====== Data supplied ======

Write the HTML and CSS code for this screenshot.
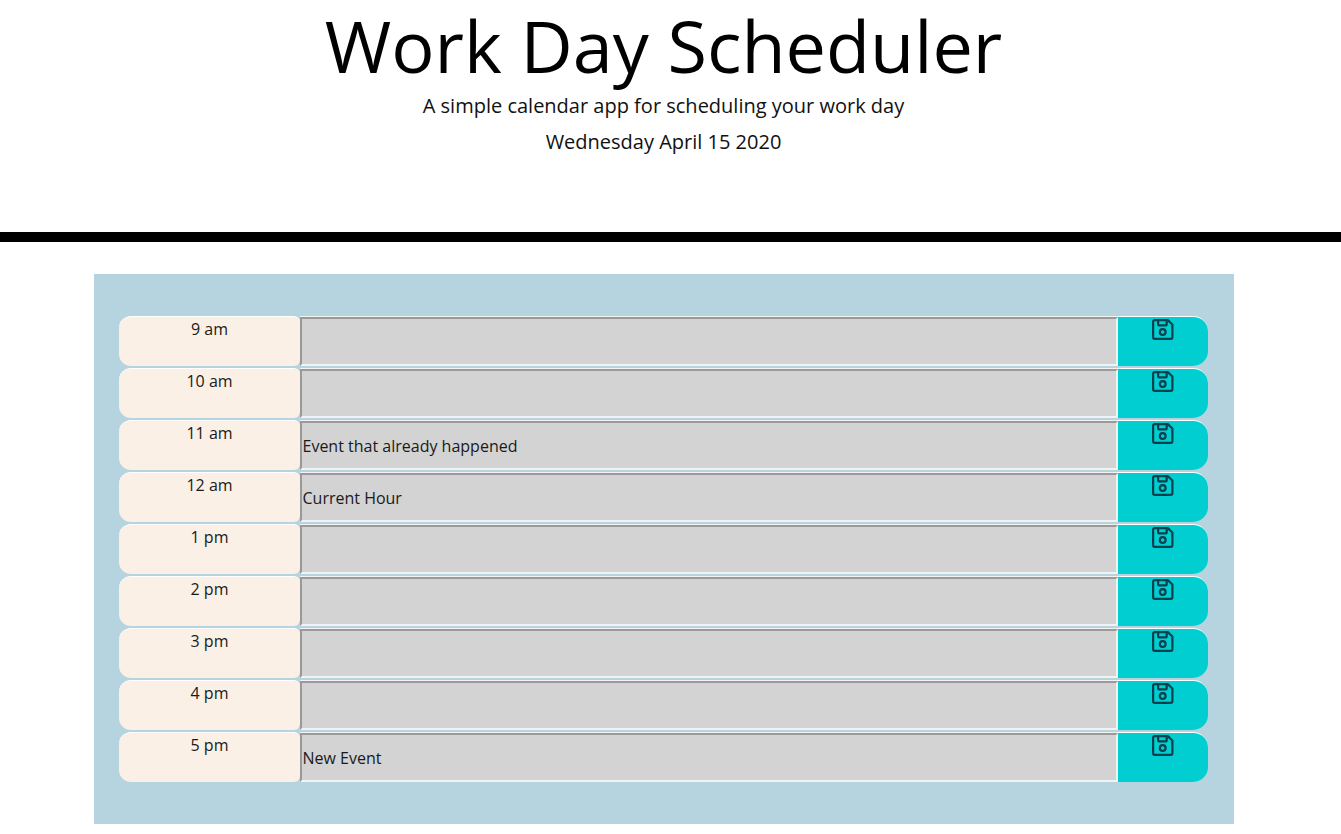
FILE: index.html
```html
<!DOCTYPE html>
<html lang="en">
<head>
<meta charset="utf-8">
<title>Work Day Scheduler</title>
<link rel="stylesheet" href="styles.css">
</head>
<body>
<svg class="defs" width="0" height="0" aria-hidden="true">
  <symbol id="save" viewBox="0 0 24 24">
    <path d="M3 4.5A1.5 1.5 0 0 1 4.5 3h12.6l4.4 4.2V19.5a1.5 1.5 0 0 1-1.5 1.5H4.5A1.5 1.5 0 0 1 3 19.5z" fill="none" stroke="currentColor" stroke-width="2.1" stroke-linejoin="round"/>
    <path d="M7.8 3v4.2a.8.8 0 0 0 .8.8h6.6a.8.8 0 0 0 .8-.8V3" fill="none" stroke="currentColor" stroke-width="2.1"/>
    <circle cx="12.2" cy="14.5" r="2.8" fill="none" stroke="currentColor" stroke-width="2.1"/>
  </symbol>
</svg>
<header class="jumbotron">
  <h1 class="title">Work Day Scheduler</h1>
  <p class="lead">A simple calendar app for scheduling your work day</p>
  <p class="lead date">Wednesday April 15 2020</p>
</header>
<main class="planner">
  <div class="row"><div class="hour">9 am</div><textarea class="event"></textarea><button class="save" aria-label="Save"><svg class="icon"><use href="#save"/></svg></button></div>
  <div class="row"><div class="hour">10 am</div><textarea class="event"></textarea><button class="save" aria-label="Save"><svg class="icon"><use href="#save"/></svg></button></div>
  <div class="row"><div class="hour">11 am</div><textarea class="event">Event that already happened</textarea><button class="save" aria-label="Save"><svg class="icon"><use href="#save"/></svg></button></div>
  <div class="row"><div class="hour">12 am</div><textarea class="event">Current Hour</textarea><button class="save" aria-label="Save"><svg class="icon"><use href="#save"/></svg></button></div>
  <div class="row"><div class="hour">1 pm</div><textarea class="event"></textarea><button class="save" aria-label="Save"><svg class="icon"><use href="#save"/></svg></button></div>
  <div class="row"><div class="hour">2 pm</div><textarea class="event"></textarea><button class="save" aria-label="Save"><svg class="icon"><use href="#save"/></svg></button></div>
  <div class="row"><div class="hour">3 pm</div><textarea class="event"></textarea><button class="save" aria-label="Save"><svg class="icon"><use href="#save"/></svg></button></div>
  <div class="row"><div class="hour">4 pm</div><textarea class="event"></textarea><button class="save" aria-label="Save"><svg class="icon"><use href="#save"/></svg></button></div>
  <div class="row"><div class="hour">5 pm</div><textarea class="event">New Event</textarea><button class="save" aria-label="Save"><svg class="icon"><use href="#save"/></svg></button></div>
</main>
</body>
</html>
```
FILE: styles.css
```css
* { box-sizing: border-box; }
html, body { margin: 0; padding: 0; }
body {
  background: #fff;
  color: #1a1a1a;
  font-family: "Open Sans", sans-serif;
  font-size: 16px;
  line-height: 24px;
}
.defs { position: absolute; }
.jumbotron {
  height: 242px;
  padding: 2px 14px 0 0;
  border-bottom: 10px solid #000;
  text-align: center;
}
.title {
  margin: 0;
  color: #000;
  font-size: 72px;
  font-weight: 400;
  line-height: 86px;
}
.lead {
  margin: 3px 0 0;
  color: #111;
  font-size: 20px;
  font-weight: 400;
  line-height: 30px;
}
.date { margin-top: 6px; }
.planner {
  width: 1140px;
  height: 550px;
  margin: 32px 0 0 94px;
  padding: 42px 26px 0 25px;
  background: #b6d4df;
}
.row {
  display: flex;
  height: 50px;
  margin-bottom: 2px;
}
.hour {
  width: 181px;
  border-top: 1px solid #fff;
  border-radius: 12px 6px 6px 12px;
  background: #faf0e6;
  text-align: center;
}
.event {
  flex: 1;
  margin: 1px 0 0;
  padding: 11px 1px 0 0.5px;
  resize: none;
  border: 2px solid;
  border-color: #999 #f2f2f2 #f2f2f2 #999;
  border-radius: 0;
  box-shadow: 0 -1px 0 #f2f2f2;
  background: #d3d3d3;
  color: #1a1a1a;
  font: inherit;
  outline: none;
  overflow: hidden;
}
.save {
  width: 90.5px;
  padding: 0;
  display: flex;
  justify-content: center;
  align-items: flex-start;
  border: 0;
  border-top: 1px solid #fff;
  border-radius: 0 15px 15px 0;
  background: #00ced1;
  color: #06404d;
}
.icon { width: 25px; height: 25px; margin-top: 0; }
```
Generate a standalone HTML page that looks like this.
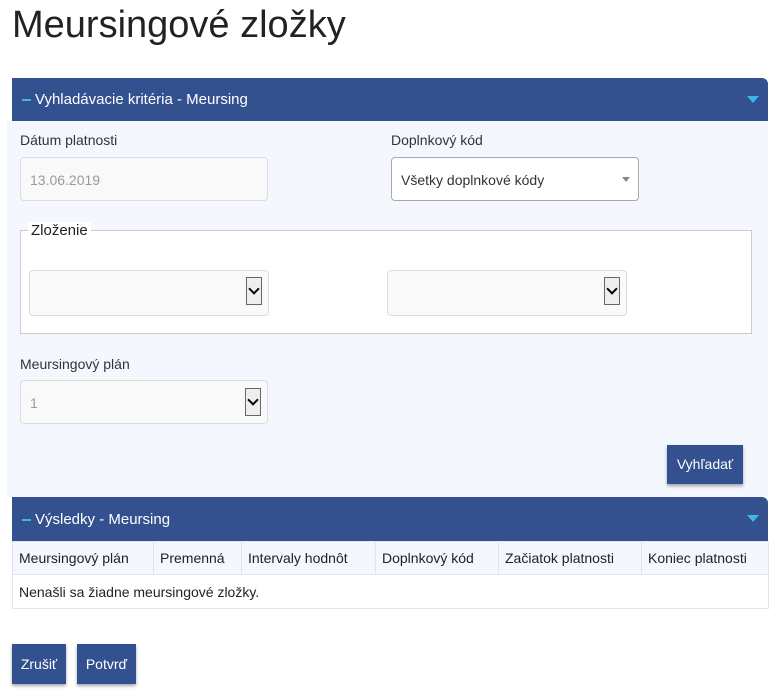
<!DOCTYPE html>
<html><head><meta charset="utf-8"><style>
body{margin:0;width:780px;height:695px;background:#fff;font-family:"Liberation Sans",sans-serif;color:#333;position:relative;overflow:hidden}
.a{position:absolute}
h1{position:absolute;left:12px;top:4px;margin:0;font-weight:normal;font-size:38px;color:#222}
.hdr{background:#33508f;color:#fff;font-size:15px;border-radius:0 6px 0 0}
.hdr .t{position:absolute;left:10px;top:13px}
.hdr .t b{display:inline-block;width:9px;height:2px;background:#3fb6e8;vertical-align:middle;margin-right:4px;font-weight:normal}
.tri{position:absolute;right:9px;top:18px;width:0;height:0;border-left:6px solid transparent;border-right:6px solid transparent;border-top:7px solid #3fb6e8}
.lbl{font-size:14px;color:#333}
.inp{background:#f9f9f9;border:1px solid #ddd;border-radius:4px;font-size:14px;color:#999;box-sizing:border-box}
.sel{position:absolute;right:6px;top:6px;width:16px;height:28px;border:1px solid #666;background:#eee;box-sizing:border-box}
.sel:after{content:"";position:absolute;left:3px;top:7px;width:6px;height:6px;border-right:2px solid #000;border-bottom:2px solid #000;transform:rotate(45deg)}
.btn{background:#33508f;color:#fff;font-size:14px;text-align:center;box-shadow:0 2px 3px rgba(0,0,0,.35)}
table{border-collapse:collapse;font-size:14px}
td{border:1px solid #dde6f3;padding:0 6px;height:32px;color:#222}
</style></head><body>
<h1>Meursingové zložky</h1>
<div class="a" style="left:7px;top:121px;width:761px;height:376px;background:#f4f7fd"></div>
<div class="a hdr" style="left:12px;top:78px;width:756px;height:43px"><span class="t"><b></b>Vyhladávacie kritéria - Meursing</span><span class="tri"></span></div>
<div class="a lbl" style="left:20px;top:132px">Dátum platnosti</div>
<div class="a inp" style="left:20px;top:157px;width:248px;height:44px;padding:14px 9px">13.06.2019</div>
<div class="a lbl" style="left:391px;top:132px">Doplnkový kód</div>
<div class="a inp" style="left:391px;top:157px;width:248px;height:44px;padding:14px 9px;background:#fff;border-color:#aaa;color:#333">Všetky doplnkové kódy<span style="position:absolute;right:8px;top:19px;border-left:4px solid transparent;border-right:4px solid transparent;border-top:5px solid #888"></span></div>
<div class="a" style="left:20px;top:230px;width:732px;height:104px;background:#fff;border:1px solid #ccc;box-sizing:border-box"></div>
<div class="a lbl" style="left:28px;top:222px;background:#fff;padding:0 3px;color:#222;font-size:15px">Zloženie</div>
<div class="a inp" style="left:29px;top:270px;width:240px;height:46px"><span class="sel"></span></div>
<div class="a inp" style="left:387px;top:270px;width:240px;height:46px"><span class="sel"></span></div>
<div class="a lbl" style="left:20px;top:356px">Meursingový plán</div>
<div class="a inp" style="left:20px;top:380px;width:248px;height:44px;padding:14px 9px">1<span class="sel" style="right:6px;top:7px"></span></div>
<div class="a btn" style="left:667px;top:445px;width:76px;height:39px;line-height:39px">Vyhľadať</div>
<div class="a hdr" style="left:12px;top:497px;width:756px;height:44px"><span class="t" style="top:14px"><b></b>Výsledky - Meursing</span><span class="tri"></span></div>
<table class="a" style="left:12px;top:541px;width:757px;background:#fff">
<tr style="background:#f4f7fd"><td style="width:128px">Meursingový plán</td><td style="width:75px">Premenná</td><td style="width:121px">Intervaly hodnôt</td><td style="width:110px">Doplnkový kód</td><td style="width:130px">Začiatok platnosti</td><td>Koniec platnosti</td></tr>
<tr><td colspan="6" style="height:33px">Nenašli sa žiadne meursingové zložky.</td></tr>
</table>
<div class="a btn" style="left:12px;top:644px;width:54px;height:40px;line-height:40px">Zrušiť</div>
<div class="a btn" style="left:77px;top:644px;width:59px;height:40px;line-height:40px">Potvrď</div>
</body></html>
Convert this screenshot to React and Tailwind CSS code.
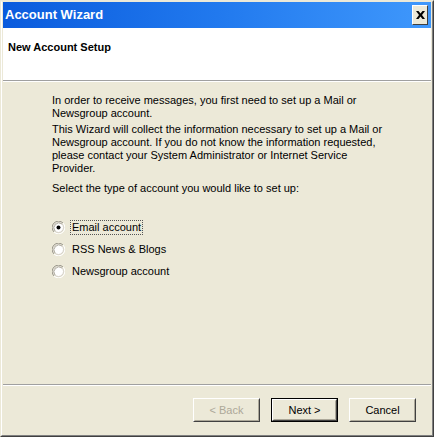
const FONT = { fontFamily: '"Liberation Sans", Arial, sans-serif' };

const OPTIONS = [
  { key: "email", label: "Email account", checked: true },
  { key: "rss", label: "RSS News & Blogs" },
  { key: "news", label: "Newsgroup account" },
];

function Radio({ checked }) {
  return (
    <svg width="13" height="13" viewBox="0 0 13 13" className="shrink-0">
      <path d="M11 2 A6 6 0 0 0 2 11" stroke="#9a978c" strokeWidth="1" fill="none" />
      <path d="M2 11 A6 6 0 0 0 11 2" stroke="#ffffff" strokeWidth="1" fill="none" />
      <circle cx="6.5" cy="6.5" r="5" fill="#ffffff" stroke="#d4d0c8" strokeWidth="1" />
      <path d="M10 3 A5 5 0 0 0 3 10" stroke="#b5b2a7" strokeWidth="1" fill="none" />
      {checked && <circle cx="6.5" cy="6.5" r="2" fill="#000000" />}
    </svg>
  );
}

function Button({ children, disabled, primary }) {
  return (
    <div className={`h-[24px] w-[67px] ${primary ? "border border-black" : ""}`}>
      <div className="h-full w-full border border-t-white border-l-white border-r-[#404040] border-b-[#404040] bg-[#ECE9D8]">
        <div className="flex h-full w-full items-center justify-center border border-t-[#ECE9D8] border-l-[#ECE9D8] border-r-[#ACA899] border-b-[#ACA899] text-[11px]">
          <span className={disabled ? "text-[#ACA899]" : "text-black"}>{children}</span>
        </div>
      </div>
    </div>
  );
}

export default function App() {
  return (
    <div className="h-[437px] w-[434px] overflow-hidden" style={FONT}>
      <div className="h-full w-full border-t border-l border-t-[#ECE9D8] border-l-[#ECE9D8] border-r border-b border-r-[#404040] border-b-[#404040]">
        <div className="flex h-full w-full flex-col border border-t-transparent border-l-white border-r-[#808080] border-b-[#808080] bg-[#ECE9D8] pl-px pr-px pb-px">
          {/* title bar */}
          <div className="flex h-[26px] shrink-0 items-center justify-between bg-gradient-to-r from-[#0A5BDD] via-[#2179EE] to-[#3F98FC] pl-[2px] pr-[2px]">
            <span className="text-[13px] font-bold text-white">Account Wizard</span>
            <div className="mr-px flex h-[20px] w-[16px] items-center justify-center border border-t-white border-l-white border-r-[#404040] border-b-[#404040] bg-[#ECE9D8]">
              <svg width="9" height="8" viewBox="0 0 9 8">
                <path d="M0 0h2.5l2 2.5 2-2.5H9L6 4l3 4H6.5l-2-2.5-2 2.5H0l3-4z" fill="#000" />
              </svg>
            </div>
          </div>

          {/* header */}
          <div className="flex h-[52px] shrink-0 items-center bg-white pl-[5px] pb-[14px]">
            <span className="text-[11px] font-bold text-black">New Account Setup</span>
          </div>
          <div className="h-px shrink-0 bg-[#A0A0A0]" />
          <div className="h-px shrink-0 bg-white" />

          {/* body */}
          <div className="flex flex-1 flex-col pl-[49px] pt-[12px] text-[11px] leading-[13px] text-black">
            <p>
              In order to receive messages, you first need to set up a Mail or
              <br />
              Newsgroup account.
            </p>
            <p className="mt-[3px]">
              This Wizard will collect the information necessary to set up a Mail or
              <br />
              Newsgroup account. If you do not know the information requested,
              <br />
              please contact your System Administrator or Internet Service
              <br />
              Provider.
            </p>
            <p className="mt-[7px]">Select the type of account you would like to set up:</p>

            <div className="mt-[26px] flex flex-col gap-[9px]">
              {OPTIONS.map((o) => (
                <div key={o.key} className="flex h-[13px] items-center">
                  <Radio checked={o.checked} />
                  <span
                    className={`ml-[6px] px-px ${o.checked ? "outline outline-1 outline-dotted outline-[#555]" : ""}`}
                  >
                    {o.label}
                  </span>
                </div>
              ))}
            </div>
          </div>

          {/* footer */}
          <div className="h-px shrink-0 bg-[#A0A0A0]" />
          <div className="h-px shrink-0 bg-white" />
          <div className="flex h-[48px] shrink-0 items-start justify-end gap-[11px] pr-[15px] pt-[12px]">
            <Button disabled>&lt; Back</Button>
            <Button primary>Next &gt;</Button>
            <Button>Cancel</Button>
          </div>
        </div>
      </div>
    </div>
  );
}
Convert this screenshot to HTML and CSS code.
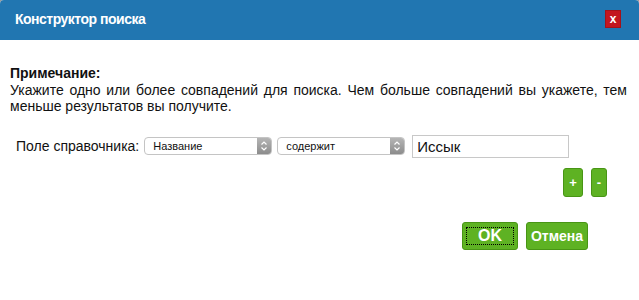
FILE: index.html
```html
<!DOCTYPE html>
<html lang="ru">
<head>
  <meta charset="UTF-8" />
  <title>Конструктор поиска</title>
  <link rel="stylesheet" href="styles.css">
</head>
<body>
  <div class="dialog">
    <div class="titlebar">
      <span class="title">Конструктор поиска</span>
      <button class="close">x</button>
    </div>

    <div class="content">
      <div class="note">
        <b>Примечание:</b><br>
        Укажите одно или более совпадений для поиска. Чем больше совпадений вы укажете, тем меньше результатов вы получите.
      </div>

      <div class="criteria">
        <span class="label">Поле справочника:</span>
        <div class="select">
          <span class="value">Название</span>
          <span class="arrows">
            <svg width="8" height="12" viewBox="0 0 8 12"><path d="M1.5 4.5 L4 2 L6.5 4.5 M1.5 7.5 L4 10 L6.5 7.5" fill="none" stroke="#fff" stroke-width="1.2"/></svg>
          </span>
        </div>
        <div class="select">
          <span class="value">содержит</span>
          <span class="arrows">
            <svg width="8" height="12" viewBox="0 0 8 12"><path d="M1.5 4.5 L4 2 L6.5 4.5 M1.5 7.5 L4 10 L6.5 7.5" fill="none" stroke="#fff" stroke-width="1.2"/></svg>
          </span>
        </div>
        <input type="text" class="term" value="Иссык" />
      </div>

      <div class="row-actions">
        <button class="btn small plus">+</button>
        <button class="btn small minus">-</button>
      </div>

      <div class="footer">
        <button class="btn ok"><span class="focus">OK</span></button>
        <button class="btn cancel">Отмена</button>
      </div>
    </div>
  </div>
</body>
</html>
```

FILE: styles.css
```css
body {
  margin: 0;
  background: #9a9a9a;
  font-family: "Liberation Sans", Arial, sans-serif;
}
.dialog {
  width: 639px;
  height: 300px;
  background: #fff;
  border-radius: 4px 4px 0 0;
  overflow: hidden;
}
.titlebar {
  height: 40px;
  background: #2176b1;
  display: flex;
  align-items: center;
  justify-content: space-between;
  padding: 0 18px 0 15px;
}
.title {
  color: #fff;
  font-size: 14px;
  font-weight: bold;
  letter-spacing: -0.5px;
  margin-top: -2px;
}
.close {
  width: 16px;
  height: 18px;
  padding: 0;
  margin-top: -2px;
  border: 1px solid #a3121a;
  background: #c3161f;
  color: #fff;
  font-family: "Liberation Sans", Arial, sans-serif;
  font-size: 12px;
  font-weight: bold;
  line-height: 14px;
}
.content {
  padding: 25px 12px 0 10px;
}
.note {
  font-size: 14px;
  line-height: 16.5px;
  text-align: justify;
  color: #111;
}
.criteria {
  display: flex;
  align-items: center;
  margin-top: 20px;
  padding-left: 6px;
}
.label {
  font-size: 14px;
  color: #111;
  margin-right: 5px;
}
.select {
  width: 126px;
  height: 16px;
  border: 1px solid #c4c4c4;
  border-radius: 4px;
  display: flex;
  align-items: center;
  justify-content: space-between;
  margin-right: 5px;
  overflow: hidden;
}
.select + .select {
  margin-right: 7px;
}
.value {
  font-size: 11px;
  padding-left: 8px;
  color: #111;
}
.arrows {
  width: 14px;
  height: 16px;
  background: linear-gradient(#b5b5b5, #8c8c8c);
  display: flex;
  align-items: center;
  justify-content: center;
}
.term {
  width: 147px;
  height: 21px;
  border: 1px solid #c8c8c8;
  padding: 0 4px;
  font-family: "Liberation Sans", Arial, sans-serif;
  font-size: 15px;
  color: #111;
  margin: 0;
}
.btn {
  background: #5eb223;
  border: 1px solid #489515;
  border-radius: 3px;
  color: #fff;
  font-family: "Liberation Sans", Arial, sans-serif;
  font-weight: bold;
  padding: 0;
}
.row-actions {
  display: flex;
  justify-content: flex-end;
  gap: 8px;
  margin-top: 10px;
  padding-right: 20px;
}
.small {
  height: 29px;
  font-size: 13px;
}
.plus {
  width: 20px;
}
.minus {
  width: 16px;
}
.footer {
  display: flex;
  justify-content: flex-end;
  gap: 8px;
  margin-top: 25px;
  padding-right: 39px;
}
.ok {
  width: 56px;
  height: 28px;
  font-size: 16px;
  display: flex;
  align-items: center;
  justify-content: center;
}
.focus {
  display: block;
  width: 46px;
  line-height: 16px;
  outline: 1px dotted #000;
}
.cancel {
  width: 62px;
  height: 28px;
  font-size: 14px;
}
```
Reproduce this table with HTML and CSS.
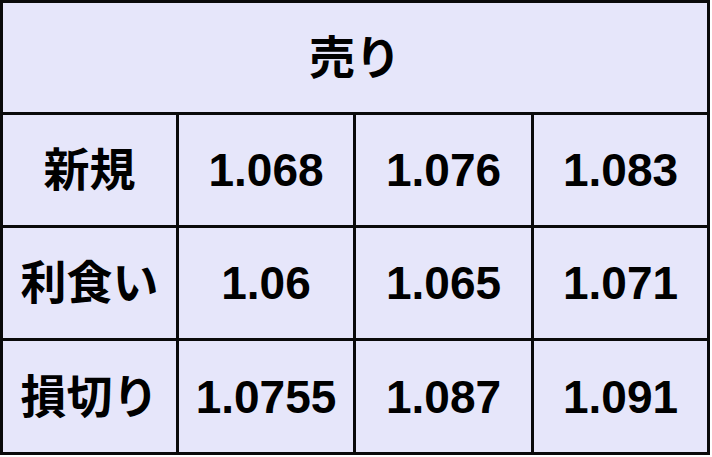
FILE: index.html
```html
<!DOCTYPE html>
<html lang="ja">
<head>
<meta charset="utf-8">
<title>売り</title>
<link rel="stylesheet" href="styles.css">
</head>
<body>
<div class="table">
  <div class="cell head">売り</div>
  <div class="cell">新規</div>
  <div class="cell">1.068</div>
  <div class="cell">1.076</div>
  <div class="cell">1.083</div>
  <div class="cell">利食い</div>
  <div class="cell">1.06</div>
  <div class="cell">1.065</div>
  <div class="cell">1.071</div>
  <div class="cell">損切り</div>
  <div class="cell">1.0755</div>
  <div class="cell">1.087</div>
  <div class="cell">1.091</div>
</div>
</body>
</html>
```
FILE: styles.css
```css
html, body {
  margin: 0;
  padding: 0;
  background: #ffffff;
}
.table {
  width: 710px;
  height: 455px;
  box-sizing: border-box;
  display: grid;
  grid-template-columns: 173px 174px 175px 173px;
  grid-template-rows: 109px 110px 110px 111px;
  gap: 3px;
  padding: 3px;
  background: #0a0a0a;
  font-family: "Liberation Sans", "Noto Sans CJK JP", sans-serif;
  font-weight: bold;
  font-size: 46px;
  color: #000;
}
.cell {
  background: #e6e6fa;
  display: flex;
  align-items: center;
  justify-content: center;
  line-height: 1;
}
.head {
  grid-column: 1 / 5;
}
```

======

◆ Stated problem
A line counts if it holds the word "like". Work out how many lines in the listing count, and give only that number.

◆ Task solution
2